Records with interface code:
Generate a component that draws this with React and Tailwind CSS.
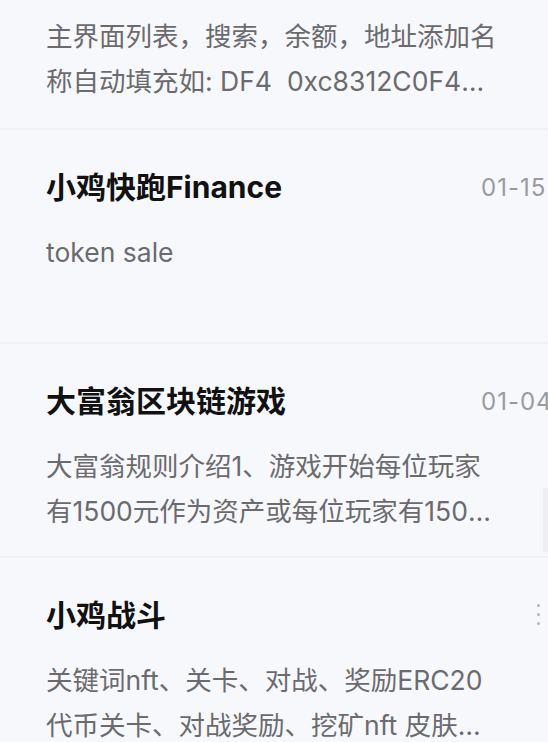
const items = [
  {
    title: "小鸡快跑Finance",
    date: "01-15",
    desc: "token sale",
  },
  {
    title: "大富翁区块链游戏",
    date: "01-04",
    desc: "大富翁规则介绍1、游戏开始每位玩家有1500元作为资产或每位玩家有1500元作为资产",
    scroll: true,
  },
  {
    title: "小鸡战斗",
    more: true,
    desc: "关键词nft、关卡、对战、奖励ERC20代币关卡、对战奖励、挖矿nft 皮肤、装备、道具",
  },
];

function Desc({ children }) {
  return (
    <p className="text-[26.5px] leading-[45px] text-[#6b6b6e] line-clamp-2 break-all pr-[50px]">
      {children}
    </p>
  );
}

function Item({ item }) {
  return (
    <div className="relative h-[214px] pl-[46px] pt-[37px] border-b-2 border-[#eef0f4]">
      <div className="flex items-center h-[40px]">
        <h3 className="flex-1 text-[30px] font-bold text-[#111] leading-[40px]">{item.title}</h3>
        {item.date && (
          <span className="w-[67px] shrink-0 overflow-hidden whitespace-nowrap text-[24px] text-[#9b9b9e] tracking-[1px] pt-[2px]">
            {item.date}
          </span>
        )}
        {item.more && (
          <span className="w-[11px] shrink-0 flex flex-col items-start gap-[6px] -mt-[2px]">
            <i className="block w-[3px] h-[3px] rounded-full bg-[#b4b4b8]" />
            <i className="block w-[3px] h-[3px] rounded-full bg-[#b4b4b8]" />
            <i className="block w-[3px] h-[3px] rounded-full bg-[#b4b4b8]" />
          </span>
        )}
      </div>
      <div className="mt-[23px]">
        <Desc>{item.desc}</Desc>
      </div>
      {item.scroll && (
        <div className="absolute right-0 top-[144px] w-[5px] h-[64px] bg-[#eeeff2]" />
      )}
    </div>
  );
}

export default function App() {
  return (
    <div
      className="w-[548px] h-[742px] overflow-hidden bg-[#f7f8fc]"
      style={{ fontFamily: 'Inter, "Noto Sans CJK SC", sans-serif' }}
    >
      <div className="h-[130px] pl-[46px] pt-[14px] border-b-2 border-[#eef0f4]">
        <Desc>主界面列表，搜索，余额，地址添加名称自动填充如: DF4{"\u00a0 "}0xc8312C0F42b6a5d0e3f1</Desc>
      </div>
      {items.map((it) => (
        <Item key={it.title} item={it} />
      ))}
    </div>
  );
}
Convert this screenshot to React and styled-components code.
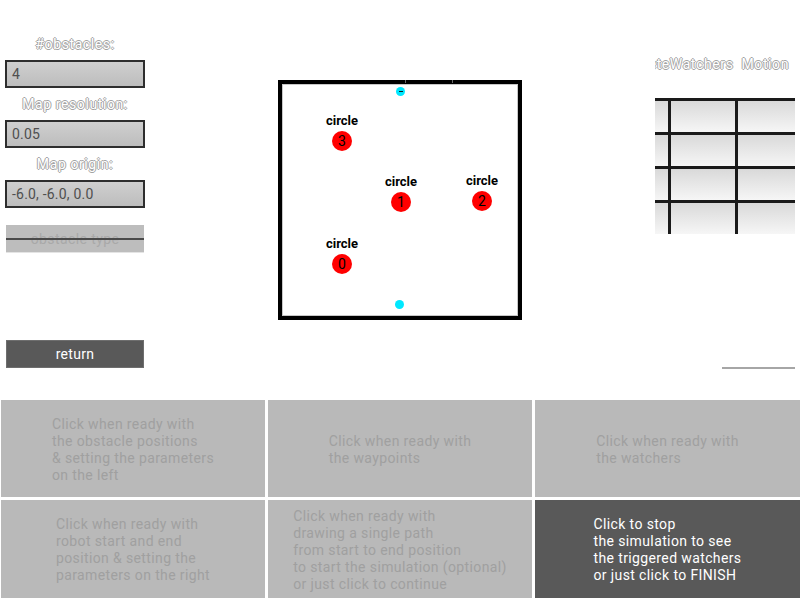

* [WHAT IS ASKED] Pictures are to be left out; all else in the entries above is to be quoted exactly.

* [PROBLEM SOLUTION]
Generate a component that draws this with React and Tailwind CSS.
const items = [
  {
    title: "小鸡快跑Finance",
    date: "01-15",
    desc: "token sale",
  },
  {
    title: "大富翁区块链游戏",
    date: "01-04",
    desc: "大富翁规则介绍1、游戏开始每位玩家有1500元作为资产或每位玩家有1500元作为资产",
    scroll: true,
  },
  {
    title: "小鸡战斗",
    more: true,
    desc: "关键词nft、关卡、对战、奖励ERC20代币关卡、对战奖励、挖矿nft 皮肤、装备、道具",
  },
];

function Desc({ children }) {
  return (
    <p className="text-[26.5px] leading-[45px] text-[#6b6b6e] line-clamp-2 break-all pr-[50px]">
      {children}
    </p>
  );
}

function Item({ item }) {
  return (
    <div className="relative h-[214px] pl-[46px] pt-[37px] border-b-2 border-[#eef0f4]">
      <div className="flex items-center h-[40px]">
        <h3 className="flex-1 text-[30px] font-bold text-[#111] leading-[40px]">{item.title}</h3>
        {item.date && (
          <span className="w-[67px] shrink-0 overflow-hidden whitespace-nowrap text-[24px] text-[#9b9b9e] tracking-[1px] pt-[2px]">
            {item.date}
          </span>
        )}
        {item.more && (
          <span className="w-[11px] shrink-0 flex flex-col items-start gap-[6px] -mt-[2px]">
            <i className="block w-[3px] h-[3px] rounded-full bg-[#b4b4b8]" />
            <i className="block w-[3px] h-[3px] rounded-full bg-[#b4b4b8]" />
            <i className="block w-[3px] h-[3px] rounded-full bg-[#b4b4b8]" />
          </span>
        )}
      </div>
      <div className="mt-[23px]">
        <Desc>{item.desc}</Desc>
      </div>
      {item.scroll && (
        <div className="absolute right-0 top-[144px] w-[5px] h-[64px] bg-[#eeeff2]" />
      )}
    </div>
  );
}

export default function App() {
  return (
    <div
      className="w-[548px] h-[742px] overflow-hidden bg-[#f7f8fc]"
      style={{ fontFamily: 'Inter, "Noto Sans CJK SC", sans-serif' }}
    >
      <div className="h-[130px] pl-[46px] pt-[14px] border-b-2 border-[#eef0f4]">
        <Desc>主界面列表，搜索，余额，地址添加名称自动填充如: DF4{"\u00a0 "}0xc8312C0F42b6a5d0e3f1</Desc>
      </div>
      {items.map((it) => (
        <Item key={it.title} item={it} />
      ))}
    </div>
  );
}
Convert this screenshot to React and styled-components code.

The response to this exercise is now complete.